Proposed Bear Creek Reservoir scrutiny:

With the proposed reservoir nearing the construction stage, there has been no protection for the citizens’/ratepayers’ protection provided by the Newton County Board of Commissioners.

The county attorney, without question, would see to it that any contractors doing business with the county provided performance and or completion bonds on any projects, large or small. I suspect the largest contracts by the commissioners would fall into a category not normally exceeding $100,000.

However, the reservoir consultant for the proposed Bear Creek project is, in fact, the county attorney.
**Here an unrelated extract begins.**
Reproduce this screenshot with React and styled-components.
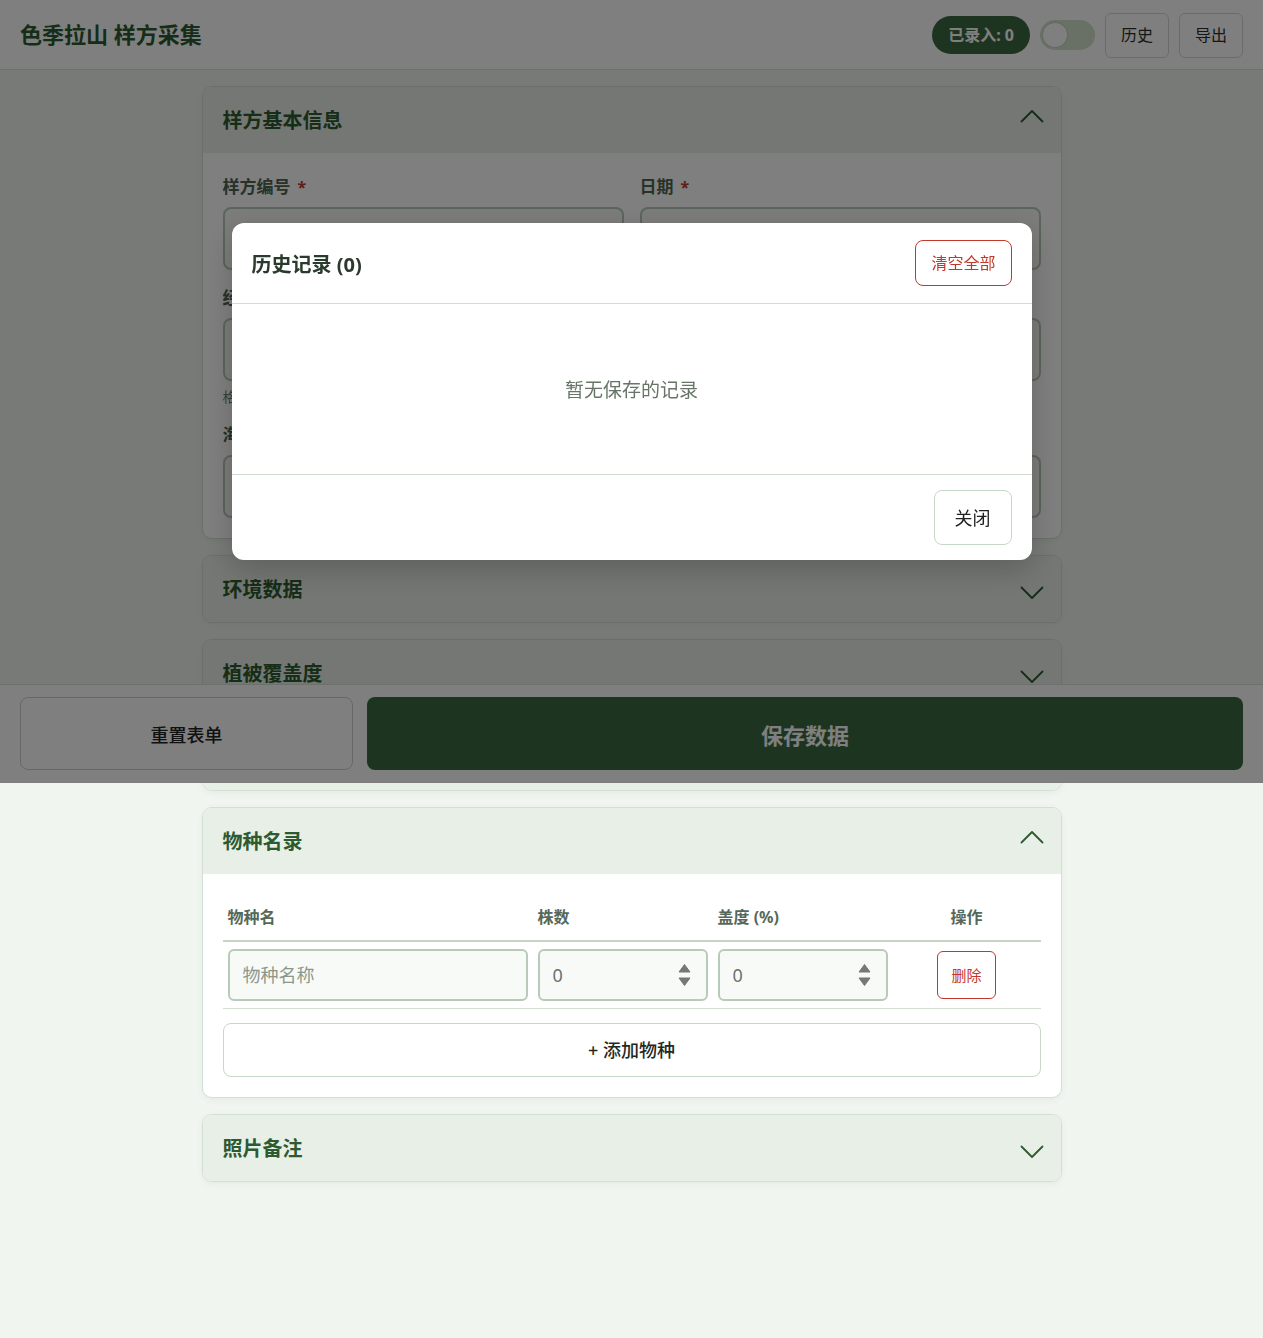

Strangely enough, in this particular example, he has not required himself to post any bonds or guarantees or assurances of the production and cost and completion date for this project although the amount of money he has been paid over the last 15 years for work on the project is astounding.

Of course everyone already knows it has been the epitome of a gravy train for the county attorney acting as the reservoir consultant.
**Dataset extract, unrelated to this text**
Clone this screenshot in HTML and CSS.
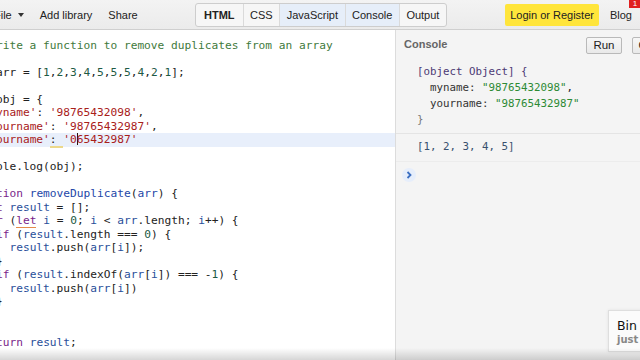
FILE: index.html
```html
<!DOCTYPE html>
<html lang="en">
<head>
<meta charset="utf-8">
<title>JS Bin</title>
<link rel="stylesheet" href="styles.css">
</head>
<body>
<div class="app">
  <header class="topbar">
    <nav class="menu">
      <span class="menu-item">File <svg class="caret" width="6" height="4" viewBox="0 0 6 4"><path d="M0 0h6L3 4z" fill="#333"/></svg></span>
      <span class="menu-item">Add library</span>
      <span class="menu-item">Share</span>
    </nav>
    <div class="tabs">
      <span class="tab tab-bold">HTML</span>
      <span class="tab">CSS</span>
      <span class="tab tab-on">JavaScript</span>
      <span class="tab tab-on">Console</span>
      <span class="tab">Output</span>
    </div>
    <div class="spacer"></div>
    <span class="login">Login or Register</span>
    <span class="blog">Blog<span class="badge">1</span></span>
  </header>
  <main class="panels">
    <section class="editor">
      <div class="code">
        <div class="ln"><span class="cm">// write a function to remove duplicates from an array</span></div>
        <div class="ln"> </div>
        <div class="ln"><span class="kw">var</span> arr = [<span class="nm">1</span>,<span class="nm">2</span>,<span class="nm">3</span>,<span class="nm">4</span>,<span class="nm">5</span>,<span class="nm">5</span>,<span class="nm">5</span>,<span class="nm">4</span>,<span class="nm">2</span>,<span class="nm">1</span>];</div>
        <div class="ln"> </div>
        <div class="ln"><span class="kw">var</span> obj = {</div>
        <div class="ln">  <span class="st">'myname'</span>: <span class="st">'98765432098'</span>,</div>
        <div class="ln">  <span class="st">'yourname'</span>: <span class="st">'98765432987'</span>,</div>
        <div class="ln ln-active">  <span class="st">'yourname'</span><span class="lint-soft">: </span><span class="st">'0<span class="cursor"></span>65432987'</span></div>
        <div class="ln">};</div>
        <div class="ln">console.log(obj);</div>
        <div class="ln"> </div>
        <div class="ln"><span class="kw">function</span> <span class="df">removeDuplicate</span>(<span class="df">arr</span>) {</div>
        <div class="ln">  <span class="kw">let</span> <span class="v2">result</span> = [];</div>
        <div class="ln">  <span class="kw">for</span> (<span class="kw lint">let</span> <span class="v2">i</span> = <span class="nm">0</span>; <span class="v2">i</span> &lt; <span class="v2">arr</span>.length; <span class="v2">i</span>++) {</div>
        <div class="ln">    <span class="kw">if</span> (<span class="v2">result</span>.length === <span class="nm">0</span>) {</div>
        <div class="ln">      <span class="v2">result</span>.push(<span class="v2">arr</span>[<span class="v2">i</span>]);</div>
        <div class="ln">    }</div>
        <div class="ln">    <span class="kw">if</span> (<span class="v2">result</span>.indexOf(<span class="v2">arr</span>[<span class="v2">i</span>]) === -<span class="nm">1</span>) {</div>
        <div class="ln">      <span class="v2">result</span>.push(<span class="v2">arr</span>[<span class="v2">i</span>])</div>
        <div class="ln">    }</div>
        <div class="ln">  }</div>
        <div class="ln"> </div>
        <div class="ln">  <span class="kw">return</span> <span class="v2">result</span>;</div>
      </div>
    </section>
    <section class="console">
      <div class="console-head">
        <span class="console-label">Console</span>
        <div class="console-btns">
          <span class="btn">Run</span>
          <span class="btn">Clear</span>
        </div>
      </div>
      <div class="out out-obj">
        <div class="oline"><span class="o-obj">[object Object] {</span></div>
        <div class="oline">  <span class="o-key">myname:</span> <span class="o-str">"98765432098"</span>,</div>
        <div class="oline">  <span class="o-key">yourname:</span> <span class="o-str">"98765432987"</span></div>
        <div class="oline"><span class="o-brace">}</span></div>
      </div>
      <div class="out out-arr">
        <div class="oline"><span class="o-arr">[1, 2, 3, 4, 5]</span></div>
      </div>
      <div class="prompt">
        <svg width="12" height="12" viewBox="0 0 12 12"><path d="M4.5 3l3 3-3 3" fill="none" stroke="#3b6fc2" stroke-width="1.8"/></svg>
      </div>
      <div class="toast">
        <div class="toast-title">Bin is saved</div>
        <div class="toast-sub">just now</div>
      </div>
    </section>
  </main>
</div>
</body>
</html>
```
FILE: styles.css
```css
* { box-sizing: border-box; }
html, body { margin: 0; padding: 0; }
body {
  width: 640px;
  height: 360px;
  overflow: hidden;
  font-family: "Liberation Sans", Arial, sans-serif;
  color: #222;
}
.app {
  position: relative;
  width: 640px;
  height: 360px;
  display: flex;
  flex-direction: column;
  overflow: hidden;
}
.app::after {
  content: "";
  position: absolute;
  left: 0;
  right: 0;
  bottom: 0;
  height: 12px;
  background: linear-gradient(to bottom, rgba(0,0,0,0), rgba(0,0,0,0.16));
  pointer-events: none;
}

/* top bar */
.topbar {
  flex: 0 0 30px;
  display: flex;
  align-items: center;
  background: linear-gradient(#f3f3f3, #ebebeb);
  border-bottom: 1px solid #cfcfcf;
  font-size: 11px;
  color: #222;
}
.menu {
  flex: 0 0 201px;
  margin-left: -6px;
  display: flex;
  align-items: center;
  gap: 16px;
}
.menu-item { white-space: nowrap; display: flex; align-items: center; }
.caret { margin-left: 6px; }
.tabs {
  display: flex;
  height: 24px;
  border: 1px solid #cdcdcd;
  border-radius: 3px;
  overflow: hidden;
  background: #f6f6f6;
}
.tab {
  display: flex;
  align-items: center;
  padding: 0 6.5px;
  border-left: 1px solid #dadada;
  white-space: nowrap;
}
.tab:first-child { border-left: 0; padding: 0 8px; }
.tab-bold { font-weight: bold; }
.tab-on { background: #e6eef9; }
.spacer { flex: 1; }
.login {
  display: flex;
  align-items: center;
  height: 22px;
  padding: 0 5px;
  background: #ffe53b;
  border-radius: 2px;
  white-space: nowrap;
}
.blog {
  position: relative;
  margin: 0 8px 0 11px;
}
.badge {
  position: absolute;
  top: -10px;
  right: -9px;
  width: 12px;
  height: 9px;
  background: #e02020;
  color: #fff;
  font-size: 8px;
  line-height: 9px;
  text-align: center;
}

/* panels */
.panels {
  flex: 1;
  display: flex;
  min-height: 0;
}
.editor {
  flex: 0 0 395px;
  background: #fff;
  overflow: hidden;
}
.code {
  margin-left: -31px;
  padding-top: 8.75px;
  font-family: "DejaVu Sans Mono", monospace;
  font-size: 11.2px;
  color: #222;
}
.ln {
  height: 13.5px;
  line-height: 13.5px;
  white-space: pre;
  width: 430px;
}
.ln-active { background: #e8effb; }
.cm { color: #3f7a3c; }
.kw { color: #7a1f8a; }
.st { color: #a8201a; }
.nm { color: #1d5a44; }
.df { color: #2447a8; }
.v2 { color: #2a4f9a; }
.lint { border-bottom: 1px solid #e58a4a; }
.lint-soft { border-bottom: 2px solid #ecd88a; }
.cursor {
  display: inline-block;
  width: 0;
  height: 12px;
  border-left: 1px solid #331111;
  vertical-align: -2px;
  margin-right: -1px;
}

/* console */
.console {
  position: relative;
  flex: 1;
  background: #f4f4f4;
  border-left: 1px solid #dcdcdc;
  overflow: hidden;
}
.console-head {
  display: flex;
  align-items: center;
  height: 24px;
  margin-top: 3px;
  padding-left: 8px;
}
.console-label {
  font-size: 11px;
  font-weight: bold;
  color: #666;
  margin-top: -2px;
}
.console-btns {
  margin-left: auto;
  margin-right: -33px;
  display: flex;
  gap: 10px;
}
.btn {
  display: flex;
  align-items: center;
  height: 17px;
  padding: 0 6px;
  font-size: 11.5px;
  color: #222;
  background: linear-gradient(#f7f7f7, #e9e9e9);
  border: 1px solid #b9b9b9;
  border-radius: 2px;
}
.out {
  font-family: "DejaVu Sans Mono", monospace;
  font-size: 10.8px;
  padding-left: 21px;
}
.out-obj {
  padding-top: 7px;
  padding-bottom: 5px;
  border-bottom: 1px solid #e4e4e4;
}
.out-arr {
  padding-top: 5px;
  padding-bottom: 6px;
  border-bottom: 1px solid #ececec;
}
.oline {
  height: 16px;
  line-height: 16px;
  white-space: pre;
}
.o-obj { color: #4d3a74; }
.o-key { color: #333; }
.o-str { color: #2d8a34; }
.o-brace { color: #777; }
.o-arr { color: #38506e; }
.prompt {
  margin: 6px 0 0 6px;
  width: 14px;
  height: 14px;
  border-radius: 50%;
  background: #e6eefb;
  display: flex;
  align-items: center;
  justify-content: center;
}
.toast {
  position: absolute;
  left: 212px;
  bottom: 8px;
  width: 90px;
  height: 42px;
  padding: 7px 8px;
  background: #fbfbfb;
  border: 1px solid #dedede;
  box-shadow: 0 0 3px rgba(0,0,0,0.08);
  white-space: nowrap;
}
.toast-title {
  font-family: "DejaVu Sans", sans-serif;
  font-size: 12.5px;
  color: #111;
  line-height: 15px;
}
.toast-sub {
  font-family: "DejaVu Sans", sans-serif;
  font-size: 10px;
  font-weight: bold;
  color: #888;
  line-height: 13px;
}
```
Maybe situations like this are the prime reason for not using persons with any type of conflict of interest.

This is not just another small project. The final costs will exceed $100 million dollars. That is money the taxpayers and ratepayers of water services will ultimately be required to pay, whether the money comes in as expected or not.

It’s a simple matter in this case. The bond, supplied by the consultant, simply needs to say, "How many gallons of production daily for how much money invested."

It would provide penalties for non-compliance. This money would be paid to the county in the event of a failure of any type. The amounts should be commensurate to the damages.

If I was driving this train, I would put the brakes on full stop until a sufficient bond was supplied by the consultant to the county. Also, there are several cities within the county whose financial future is at stake with this project. These governing boards are also negligent in not requiring protection for their citizens as well. The city of Covington’s financial future is at stake, just to name one.

What if the project fails and the revenue for the pay off is not forthcoming? Could the property tax payers afford to repay millions in new taxes?

You, as citizens of Newton County, Georgia and the cities involved in this project are remiss in the event you do not contact your elected officials and demand such protection.

The average finished cost of a facility this size around the state is in the $300 million to $500 million range. Mr. Craig historically underestimates the real costs of these projects in order to bring cities and counties to the table to coerce them to begin such projects and then, kaboom, after some point and large sums of money are spent, the ‘oops factor’ appears and costs skyrocket.

Do something useful today. Contact your local officials and tell them to stop the project until these assurances are put into place and a bond is in hand.